BRIEF: Retype the data that follows line by line, exactly, and leave its pictures out.
== DATA PROVIDED
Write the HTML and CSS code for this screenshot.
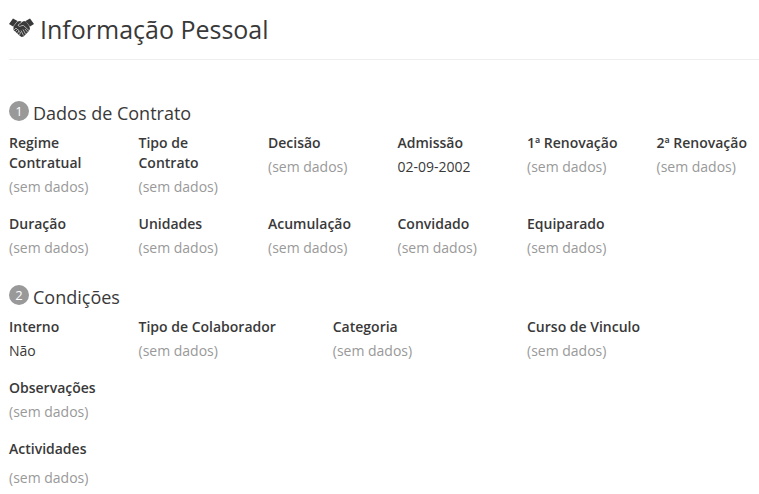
FILE: index.html
```html
<!DOCTYPE html>
<html lang="pt">
<head>
    <meta charset="UTF-8">
    <meta name="viewport" content="width=device-width, initial-scale=1.0">
    <title>Informação Pessoal</title>
    <link rel="stylesheet" href="styles.css">
</head>
<body>
    <header class="page-header">
        <svg class="page-icon" viewBox="0 0 50 40" aria-hidden="true">
            <path class="fill" d="M0 12 L8 1 L17 6 L8 17 Z M50 12 L42 1 L33 6 L42 17 Z"/>
            <path class="fill" d="M9 17 L17 7 L22 6 L26 8 L30 6 L34 7 L41 17 L42 22 L39 27 L29 37 L25 38 L21 35 L9 24 Z"/>
            <path class="line" d="M26 8 L18 14 Q19 19 26 15 L29 15 L40 25 M32 22 L37 28 M28 23 L33 32 M24 25 L29 35"/>
            <path class="line" d="M10 24 L14 20 L17 23 L13 27 M17 23 L20 25 L17 31 M20 27 L23 29 L21 34"/>
        </svg>
        <h1>Informação Pessoal</h1>
    </header>

    <main class="content">
        <section>
            <h2><span class="badge">1</span> Dados de Contrato</h2>
            <dl class="row">
                <div class="col-2"><dt>Regime Contratual</dt><dd class="empty">(sem dados)</dd></div>
                <div class="col-2"><dt>Tipo de Contrato</dt><dd class="empty">(sem dados)</dd></div>
                <div class="col-2"><dt>Decisão</dt><dd class="empty">(sem dados)</dd></div>
                <div class="col-2"><dt>Admissão</dt><dd>02-09-2002</dd></div>
                <div class="col-2"><dt>1ª Renovação</dt><dd class="empty">(sem dados)</dd></div>
                <div class="col-2"><dt>2ª Renovação</dt><dd class="empty">(sem dados)</dd></div>
                <div class="col-2"><dt>Duração</dt><dd class="empty">(sem dados)</dd></div>
                <div class="col-2"><dt>Unidades</dt><dd class="empty">(sem dados)</dd></div>
                <div class="col-2"><dt>Acumulação</dt><dd class="empty">(sem dados)</dd></div>
                <div class="col-2"><dt>Convidado</dt><dd class="empty">(sem dados)</dd></div>
                <div class="col-2"><dt>Equiparado</dt><dd class="empty">(sem dados)</dd></div>
            </dl>
        </section>

        <section>
            <h2><span class="badge">2</span> Condições</h2>
            <dl class="row">
                <div class="col-2"><dt>Interno</dt><dd>Não</dd></div>
                <div class="col-3"><dt>Tipo de Colaborador</dt><dd class="empty">(sem dados)</dd></div>
                <div class="col-3"><dt>Categoria</dt><dd class="empty">(sem dados)</dd></div>
                <div class="col-4"><dt>Curso de Vinculo</dt><dd class="empty">(sem dados)</dd></div>
                <div class="col-12"><dt>Observações</dt><dd class="empty">(sem dados)</dd></div>
                <div class="col-12 activities"><dt>Actividades</dt><dd class="empty">(sem dados)</dd></div>
            </dl>
        </section>
    </main>
</body>
</html>
```

FILE: styles.css
```css
* {
    box-sizing: border-box;
}
body {
    margin: 0;
    font-family: "Open Sans", sans-serif;
    font-size: 14px;
    line-height: 20px;
    color: #393939;
    background-color: #fff;
}
.page-header {
    display: flex;
    align-items: center;
    gap: 6px;
    margin-left: 9px;
    padding: 11px 0 12px;
    border-bottom: 1px solid #eee;
}
.page-icon {
    width: 25px;
    height: 20px;
    margin-bottom: 2px;
}
.page-icon .fill {
    fill: #393939;
}
.page-icon .line {
    fill: none;
    stroke: #ddd;
    stroke-width: 1.4;
}
h1 {
    margin: 0;
    font-size: 25px;
    font-weight: 400;
    line-height: 36px;
}
.content {
    padding: 41px 3px 6px 9px;
}
h2 {
    display: flex;
    gap: 4px;
    margin: 0 0 8px;
    font-size: 18px;
    font-weight: 400;
    line-height: 24px;
}
.badge {
    width: 20px;
    height: 20px;
    border-radius: 50%;
    font-size: 13px;
    line-height: 20px;
    text-align: center;
    color: #fff;
    background-color: #999;
}
.row {
    display: grid;
    grid-template-columns: repeat(12, minmax(0, 1fr));
    gap: 17px 30px;
    margin: 0 0 27px;
}
.col-2 {
    grid-column: span 2;
}
.col-3 {
    grid-column: span 3;
}
.col-4 {
    grid-column: span 4;
}
.col-12 {
    grid-column: span 12;
}
dt {
    font-weight: 600;
}
dd {
    margin: 4px 0 0;
}
.empty {
    color: #999;
}
.activities dd {
    margin-top: 9px;
}
section:last-child .row {
    margin-bottom: 0;
}
```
====
SOLUTION BELOW:
Write the HTML and CSS code for this screenshot.
FILE: index.html
```html
<!DOCTYPE html>
<html lang="pt">
<head>
    <meta charset="UTF-8">
    <meta name="viewport" content="width=device-width, initial-scale=1.0">
    <title>Informação Pessoal</title>
    <link rel="stylesheet" href="styles.css">
</head>
<body>
    <header class="page-header">
        <svg class="page-icon" viewBox="0 0 50 40" aria-hidden="true">
            <path class="fill" d="M0 12 L8 1 L17 6 L8 17 Z M50 12 L42 1 L33 6 L42 17 Z"/>
            <path class="fill" d="M9 17 L17 7 L22 6 L26 8 L30 6 L34 7 L41 17 L42 22 L39 27 L29 37 L25 38 L21 35 L9 24 Z"/>
            <path class="line" d="M26 8 L18 14 Q19 19 26 15 L29 15 L40 25 M32 22 L37 28 M28 23 L33 32 M24 25 L29 35"/>
            <path class="line" d="M10 24 L14 20 L17 23 L13 27 M17 23 L20 25 L17 31 M20 27 L23 29 L21 34"/>
        </svg>
        <h1>Informação Pessoal</h1>
    </header>

    <main class="content">
        <section>
            <h2><span class="badge">1</span> Dados de Contrato</h2>
            <dl class="row">
                <div class="col-2"><dt>Regime Contratual</dt><dd class="empty">(sem dados)</dd></div>
                <div class="col-2"><dt>Tipo de Contrato</dt><dd class="empty">(sem dados)</dd></div>
                <div class="col-2"><dt>Decisão</dt><dd class="empty">(sem dados)</dd></div>
                <div class="col-2"><dt>Admissão</dt><dd>02-09-2002</dd></div>
                <div class="col-2"><dt>1ª Renovação</dt><dd class="empty">(sem dados)</dd></div>
                <div class="col-2"><dt>2ª Renovação</dt><dd class="empty">(sem dados)</dd></div>
                <div class="col-2"><dt>Duração</dt><dd class="empty">(sem dados)</dd></div>
                <div class="col-2"><dt>Unidades</dt><dd class="empty">(sem dados)</dd></div>
                <div class="col-2"><dt>Acumulação</dt><dd class="empty">(sem dados)</dd></div>
                <div class="col-2"><dt>Convidado</dt><dd class="empty">(sem dados)</dd></div>
                <div class="col-2"><dt>Equiparado</dt><dd class="empty">(sem dados)</dd></div>
            </dl>
        </section>

        <section>
            <h2><span class="badge">2</span> Condições</h2>
            <dl class="row">
                <div class="col-2"><dt>Interno</dt><dd>Não</dd></div>
                <div class="col-3"><dt>Tipo de Colaborador</dt><dd class="empty">(sem dados)</dd></div>
                <div class="col-3"><dt>Categoria</dt><dd class="empty">(sem dados)</dd></div>
                <div class="col-4"><dt>Curso de Vinculo</dt><dd class="empty">(sem dados)</dd></div>
                <div class="col-12"><dt>Observações</dt><dd class="empty">(sem dados)</dd></div>
                <div class="col-12 activities"><dt>Actividades</dt><dd class="empty">(sem dados)</dd></div>
            </dl>
        </section>
    </main>
</body>
</html>
```

FILE: styles.css
```css
* {
    box-sizing: border-box;
}
body {
    margin: 0;
    font-family: "Open Sans", sans-serif;
    font-size: 14px;
    line-height: 20px;
    color: #393939;
    background-color: #fff;
}
.page-header {
    display: flex;
    align-items: center;
    gap: 6px;
    margin-left: 9px;
    padding: 11px 0 12px;
    border-bottom: 1px solid #eee;
}
.page-icon {
    width: 25px;
    height: 20px;
    margin-bottom: 2px;
}
.page-icon .fill {
    fill: #393939;
}
.page-icon .line {
    fill: none;
    stroke: #ddd;
    stroke-width: 1.4;
}
h1 {
    margin: 0;
    font-size: 25px;
    font-weight: 400;
    line-height: 36px;
}
.content {
    padding: 41px 3px 6px 9px;
}
h2 {
    display: flex;
    gap: 4px;
    margin: 0 0 8px;
    font-size: 18px;
    font-weight: 400;
    line-height: 24px;
}
.badge {
    width: 20px;
    height: 20px;
    border-radius: 50%;
    font-size: 13px;
    line-height: 20px;
    text-align: center;
    color: #fff;
    background-color: #999;
}
.row {
    display: grid;
    grid-template-columns: repeat(12, minmax(0, 1fr));
    gap: 17px 30px;
    margin: 0 0 27px;
}
.col-2 {
    grid-column: span 2;
}
.col-3 {
    grid-column: span 3;
}
.col-4 {
    grid-column: span 4;
}
.col-12 {
    grid-column: span 12;
}
dt {
    font-weight: 600;
}
dd {
    margin: 4px 0 0;
}
.empty {
    color: #999;
}
.activities dd {
    margin-top: 9px;
}
section:last-child .row {
    margin-bottom: 0;
}
```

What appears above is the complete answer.